Sia pure per una sola stagione, Hugo Sanchez riesce a farsi apprezzare ancora una volta ma 16 gol in 29 partite non sono sufficienti a salvare i Franjirrojos.
Insieme con la terza squadra di Madrid, scendono in Segunda il Lleida e l’Osasuna di Pamplona. Dopo la parentesi al Rayo Vallecano, ancora un ritorno in Messico, per disputare la stagione 1994-95 nell’Atlante. L’anno successivo va in Austria, la maglia è quella del LASK Linz. Anche stavolta l’avventura dura il tempo di una stagione, prima dell’ennesimo rientro in patria. Nel 1996-97 gioca nel Celaya l’ultima da professionista, con gli ex compagni di squadra ai tempi del Real Madrid Emilio Butragueño e Míchel.
LA NAZIONALE
29 gol in 58 apparizioni con la Nazionale messicana, la media di mezzo gol a partita. Da ricordare, inoltre, le tre fasi finali della Coppa del Mondo cui Hugo Sanchez partecipa: la prima, 1978, vede il Messico chiudere il gruppo 2 all’ultimo posto senza conquistare neanche un punto. La seconda, di fronte al proprio pubblico (1986), si conclude ai calci di rigore contro la Germania Ovest al termine di un quarto di finale non privo di polemiche sull’operato arbitrale. Nel 1994 saranno ancora i tiri dal dischetto a eliminare il Messico, stavolta nell’ottavo di finale contro la Bulgaria.
L’ex numero 9 di Atletico, Real e Rayo Vallecano è ricordato in patria come il miglior calciatore messicano di ogni epoca.
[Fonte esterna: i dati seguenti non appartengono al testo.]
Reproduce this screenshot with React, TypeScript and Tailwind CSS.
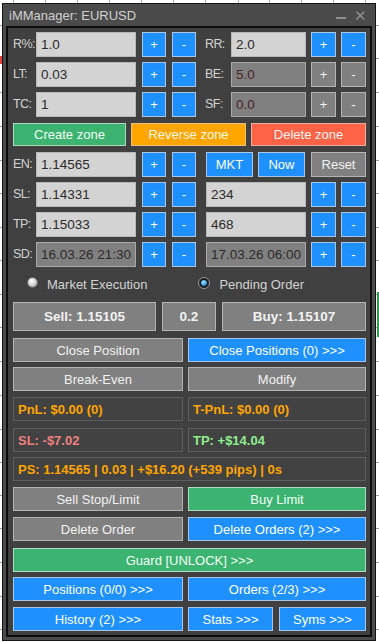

I poster con la sua immagine vanno ancora a ruba, e non solo presso i tifosi di una certa età. La cosa incredibile è che, pure a distanza di tanti anni, quando nei campi polverosi di Madrid o di Città del Messico qualche ragazzino segna un bel gol in acrobazia, la prima frase che esce dalla bocca degli spettatori è: “Chico, machi sarai mai, Hugo Sanchez?”. Non esistono reincarnazioni ma se el chico in questione esulta in modo strafottente e altezzoso, allora non è Hugo Sanchez. Garantito.